Complexity and competition in the public accounting profession will rise as businesses demand more, better, faster, and cheaper.
Working in teams and harnessing data will become more critical. Services in areas of assurance, audit, tax, and advisory work will remain the core, while emerging international markets will open up risk and opportunities and, operationally, demand a balance between leveraging local talent and providing globally consistent services.
These were some of themes on the minds of leaders from eight major accounting firms who gathered Wednesday for a panel discussion at the AICPA’s spring Council meeting in Washington.
Firm executives are bullish about the future of the profession and public company auditing. They are seeing signs of optimism and a willingness to invest and grow among their clients. And, while upbeat, the panelists were outspoken about the level of scrutiny public company auditors are under and its potential impact on the future of the profession.
Ten years after the Sarbanes Oxley Act of 2002 imposed new regulations on public company auditors, additional measures, such as mandatory audit firm rotation, are being debated in the U.S. and Europe.
“We’re going through a period of change,” said Bill Freda, vice chairman and senior partner at Deloitte LLP, pointing to what he described as an unprecedented level of stress in the public company audit space.
But Freda and the other panelists are confident the pendulum will swing back. Meanwhile, the firms are working to keep the discussion focused on changes that would make an impact on audit quality and protect investors and capital markets.
“If it enhances audit quality, we ought to be for it,” said John Veihmeyer, chairman and CEO of KPMG LLP. He said he worries some of the measures under discussion by the PCAOB and European Commission would not improve audit quality and would have unintended consequences, including a level of regulation and second-guessing that would create barriers to attracting and retaining top talent to accounting.
Variable optimism, global forces
The firm leaders, who have insight into the C-suite and board room through the public and private companies they serve, said they sense resilience and optimism. But Veihmeyer said the euro-zone crisis, uncertainty in Washington in the run-up to the presidential election, and the potential for a major eruption in the Middle East that would disrupt trade are weighing on the minds of business leaders.
The financial sector is stronger, private equity and deal-making are heating up, and companies appear to be ready to pull the trigger on technology investments, said Chuck Allen, CEO of Crowe Horwath LLP.
But much of the global business outlook “depends on where you sit,” said Steve Howe, managing partner, Ernst & Young.

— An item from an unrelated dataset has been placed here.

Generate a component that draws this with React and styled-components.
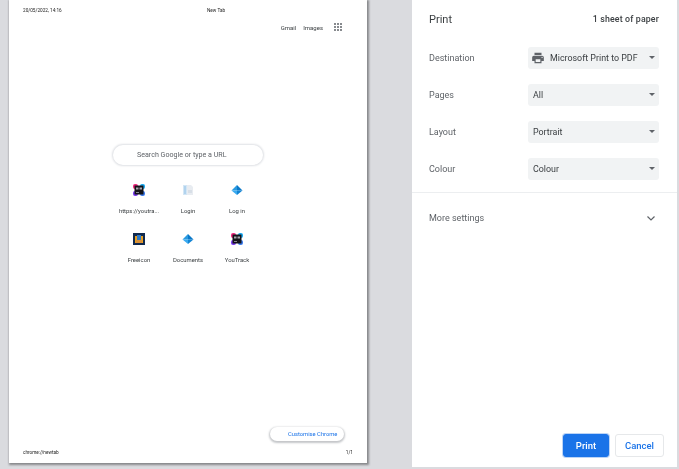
import React from 'react';
import styled, { createGlobalStyle } from 'styled-components';

const GlobalStyle = createGlobalStyle`
    html, body {
        margin: 0;
        padding: 0;
        background: #dadbdf;
        overflow: hidden;
    }

    body {
        font-family: Roboto, "Liberation Sans", sans-serif;
    }
`;

// the reference is a scaled-down capture, so everything is a little soft
const Page = styled.div`
    width: 679px;
    height: 469px;
    display: grid;
    grid-template-columns: 412px 265px;
    background: #dadbdf;
    filter: blur(0.3px);
`;

const Preview = styled.div`
    padding-left: 9px;
`;

const Paper = styled.div`
    width: 358px;
    height: 463px;
    box-sizing: border-box;
    background: #fff;
    box-shadow: 0.5px 0.5px 2px 1px #88898c;
    display: flex;
    flex-direction: column;
    color: #222;
`;

const PrintHeader = styled.div`
    display: grid;
    grid-template-columns: 184px auto;
    padding: 8px 14px 0;
    font-size: 4.7px;
    line-height: 6px;
    color: #222;
`;

const TopLinks = styled.div`
    display: flex;
    align-items: center;
    justify-content: flex-end;
    height: 14px;
    margin-top: 6px;
    padding-right: 25px;
    font-size: 6px;
    color: #3c4043;
`;

const TopLink = styled.span`
    margin-left: 7px;
`;

const AppsGrid = styled.div`
    display: grid;
    grid-template-columns: repeat(3, 2px);
    gap: 1px;
    margin-left: 11px;

    & i {
        width: 2px;
        height: 2px;
        background: #5f6368;
        border-radius: 50%;
    }
`;

const SearchBox = styled.div`
    align-self: center;
    width: 150px;
    height: 20px;
    box-sizing: border-box;
    margin-top: 111px;
    padding-left: 24px;
    border-radius: 10px;
    background: #fff;
    box-shadow: 0 0 2px 1px #dfe1e5;
    font-size: 7.1px;
    line-height: 20px;
    color: #5f6368;
`;

const Tiles = styled.div`
    align-self: center;
    display: grid;
    grid-template-columns: repeat(3, 49px);
    grid-auto-rows: 49px;
    margin-top: 16px;
`;

const Tile = styled.div`
    display: flex;
    flex-direction: column;
    align-items: center;
    gap: 12px;
    padding-top: 3px;
    font-size: 5.9px;
    line-height: 7px;
    color: #3c4043;
    white-space: nowrap;
`;

const TileIcon = styled.svg`
    width: 12px;
    height: 12px;
    flex: none;
`;

const CustomiseRow = styled.div`
    margin-top: auto;
    display: flex;
    justify-content: flex-end;
    padding-right: 23px;
`;

const CustomiseButton = styled.div`
    width: 74px;
    height: 14px;
    box-sizing: border-box;
    padding-left: 18px;
    border-radius: 8px;
    background: #fff;
    box-shadow: 0 1px 2px 1px #c4c6c9;
    font-size: 5.8px;
    line-height: 14px;
    color: #1a73e8;
    white-space: nowrap;
`;

const PrintFooter = styled.div`
    display: flex;
    justify-content: space-between;
    padding: 9px 14px 7px 14px;
    font-size: 4.7px;
    line-height: 6px;
    color: #222;
`;

const Panel = styled.div`
    height: 467px;
    background: #fff;
    display: flex;
    flex-direction: column;
`;

const PanelHeader = styled.div`
    display: flex;
    justify-content: space-between;
    align-items: center;
    height: 38px;
    padding: 0 18px 0 17px;
`;

const Title = styled.div`
    font-size: 11px;
    color: #3c4043;
`;

const Sheets = styled.div`
    font-size: 8.8px;
    font-weight: 500;
    letter-spacing: 0.15px;
    color: #3c4043;
`;

const Settings = styled.div`
    display: flex;
    flex-direction: column;
    gap: 15.5px;
    padding: 9px 18px 12px 17px;
    border-bottom: 1px solid #eceef0;
`;

const Row = styled.div`
    display: flex;
    align-items: center;
    justify-content: space-between;
    height: 21.5px;
`;

const Label = styled.div`
    font-size: 9px;
    color: #5f6368;
`;

const Select = styled.div`
    width: 131px;
    height: 21.5px;
    box-sizing: border-box;
    display: flex;
    align-items: center;
    padding: 0 4.5px 0 5px;
    border-radius: 3px;
    background: #f1f3f4;
    font-size: 8.9px;
    color: #3c4043;
    white-space: nowrap;
`;

const PrinterIcon = styled.svg`
    width: 14px;
    height: 14px;
    margin: 0 5.5px 0 -2.5px;
    fill: #5f6368;
    flex: none;
`;

const Arrow = styled.span`
    margin-left: auto;
    width: 0;
    height: 0;
    border-left: 3.5px solid transparent;
    border-right: 3.5px solid transparent;
    border-top: 3.5px solid #5f6368;
`;

const MoreSettings = styled.div`
    display: flex;
    align-items: center;
    justify-content: space-between;
    height: 51px;
    padding: 0 21px 0 17px;
`;

const Chevron = styled.svg`
    width: 10px;
    height: 7px;
    fill: none;
    stroke: #5f6368;
    stroke-width: 1.2;
`;

const Actions = styled.div`
    margin-top: auto;
    display: flex;
    justify-content: flex-end;
    gap: 6px;
    padding: 0 13px 10px 0;
`;

const ActionButton = styled.div`
    height: 23px;
    width: ${props => props.primary ? '46px' : '49px'};
    box-sizing: border-box;
    border-radius: 3px;
    text-align: center;
    font-size: 9.5px;
    font-weight: 500;
    line-height: 22px;
    background: ${props => props.primary ? '#1a73e8' : '#fff'};
    color: ${props => props.primary ? '#fff' : '#1a73e8'};
    border: 1px solid ${props => props.primary ? '#1a73e8' : '#e6e8ea'};
    box-shadow: ${props => props.primary ? '0 0 0 1px #bcd4f6' : 'none'};
`;

const YouTrackLogo = () => (
    <TileIcon viewBox="0 0 12 12">
        <rect x="0" y="0" width="5" height="5" rx="2" fill="#f0287e" />
        <rect x="7" y="0" width="5" height="5" rx="2" fill="#18a8f0" />
        <rect x="0" y="7" width="5" height="5" rx="2" fill="#7a3cf0" />
        <rect x="7" y="7" width="5" height="5" rx="2" fill="#3c7cf0" />
        <rect x="1.5" y="1.5" width="9" height="9" fill="#14141a" />
        <rect x="3" y="3.5" width="2.5" height="2" fill="#a8a8ae" />
        <rect x="6.5" y="3.5" width="2.5" height="2" fill="#a8a8ae" />
        <rect x="3" y="8" width="3" height="0.8" fill="#a8a8ae" />
    </TileIcon>
);

const DocLogo = () => (
    <TileIcon viewBox="0 0 12 12">
        <rect x="1" y="1" width="4" height="10" fill="#d3e6f5" />
        <rect x="2.5" y="2" width="1" height="8" fill="#8fc0e8" />
        <path d="M5 1h4l2 2v8H5z" fill="#e8ecf1" />
        <rect x="6" y="6" width="4" height="3" fill="#d8dfe7" />
    </TileIcon>
);

const DiamondLogo = () => (
    <TileIcon viewBox="0 0 12 12">
        <path d="M6 1L11.5 6.5L6 6.5z" fill="#0a78c8" />
        <path d="M6 1L0.5 6.5L6 6.5z" fill="#2a9ae0" />
        <path d="M0.5 6.5L6 11L6 6.5z" fill="#3aaaf0" />
        <path d="M11.5 6.5L6 11L6 6.5z" fill="#1284d4" />
    </TileIcon>
);

const FreeiconLogo = () => (
    <TileIcon viewBox="0 0 12 12">
        <rect width="12" height="12" fill="#10294e" />
        <path d="M2 3h8v7H2z" fill="#e8a020" />
        <rect x="4" y="2" width="4" height="5" fill="#2f78c4" />
        <rect x="3" y="7" width="6" height="3" fill="#d8903a" />
    </TileIcon>
);

const tiles = [
    { label: 'https://youtra...', Logo: YouTrackLogo },
    { label: 'Login', Logo: DocLogo },
    { label: 'Log in', Logo: DiamondLogo },
    { label: 'Freeicon', Logo: FreeiconLogo },
    { label: 'Documents', Logo: DiamondLogo },
    { label: 'YouTrack', Logo: YouTrackLogo }
];

const settings = ['Pages:All', 'Layout:Portrait', 'Colour:Colour'];

const App = () => (
    <Page>
        <GlobalStyle />
        <Preview>
            <Paper>
                <PrintHeader>
                    <span>20/05/2022, 14:16</span>
                    <span>New Tab</span>
                </PrintHeader>
                <TopLinks>
                    <TopLink>Gmail</TopLink>
                    <TopLink>Images</TopLink>
                    <AppsGrid>
                        {Array.from({ length: 9 }, (_, i) => <i key={i} />)}
                    </AppsGrid>
                </TopLinks>
                <SearchBox>Search Google or type a URL</SearchBox>
                <Tiles>
                    {tiles.map(({ label, Logo }) => (
                        <Tile key={label}>
                            <Logo />
                            {label}
                        </Tile>
                    ))}
                </Tiles>
                <CustomiseRow>
                    <CustomiseButton>Customise Chrome</CustomiseButton>
                </CustomiseRow>
                <PrintFooter>
                    <span>chrome://newtab</span>
                    <span>1/1</span>
                </PrintFooter>
            </Paper>
        </Preview>
        <Panel>
            <PanelHeader>
                <Title>Print</Title>
                <Sheets>1 sheet of paper</Sheets>
            </PanelHeader>
            <Settings>
                <Row>
                    <Label>Destination</Label>
                    <Select>
                        <PrinterIcon viewBox="0 0 24 24">
                            <path d="M19 8H5c-1.66 0-3 1.34-3 3v6h4v4h12v-4h4v-6c0-1.66-1.34-3-3-3zm-3 11H8v-5h8v5zm3-7c-.55 0-1-.45-1-1s.45-1 1-1 1 .45 1 1-.45 1-1 1zm-1-9H6v4h12V3z" />
                        </PrinterIcon>
                        Microsoft Print to PDF
                        <Arrow />
                    </Select>
                </Row>
                {settings.map(item => {
                    const [label, value] = item.split(':');
                    return (
                        <Row key={label}>
                            <Label>{label}</Label>
                            <Select>
                                {value}
                                <Arrow />
                            </Select>
                        </Row>
                    );
                })}
            </Settings>
            <MoreSettings>
                <Label>More settings</Label>
                <Chevron viewBox="0 0 10 7">
                    <path d="M1.5 1.5L5 5L8.5 1.5" />
                </Chevron>
            </MoreSettings>
            <Actions>
                <ActionButton primary>Print</ActionButton>
                <ActionButton>Cancel</ActionButton>
            </Actions>
        </Panel>
    </Page>
);

export default App;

Howe is seeing optimism in the U.S. His firm’s fastest growing market is Brazil and he sees great potential in the BRIC countries. But he called Europe a day-to-day concern. “It’s quite variable,” Howe said.
As public accounting firms expand internationally, providing consistent quality across different and often sprawling markets will be a challenge, panelists said. One way Deloitte is meeting the challenge is through Deloitte University, a staff education initiative designed to cement a single global culture, Freda said.
Grant Thornton is focusing on continuous improvement to its methodologies in audit and tax, said Lou Grabowsky, the firm’s chief operating officer. Meanwhile the firm is tracking indicators of quality and developing processes to benchmark its professionals and discover roots of problems through data mining.
KPMG’s Veihmeyer said one of the biggest challenges facing leaders in public accounting is making sure their teams have enough time to serve complex clients.
Jean Hobby, a national assurance sector leader at PwC U.S., said globalization will put an increased importance on one aspect of the human capital equation: diversity.
“It’s now a necessity,” Hobby said. “Ten years from now it will be an absolute requirement.” Some gains in diversity in the profession will happen organically, she said, while others will need leadership to encourage.
—Kim Nilsen (
) is executive editor of the JofA.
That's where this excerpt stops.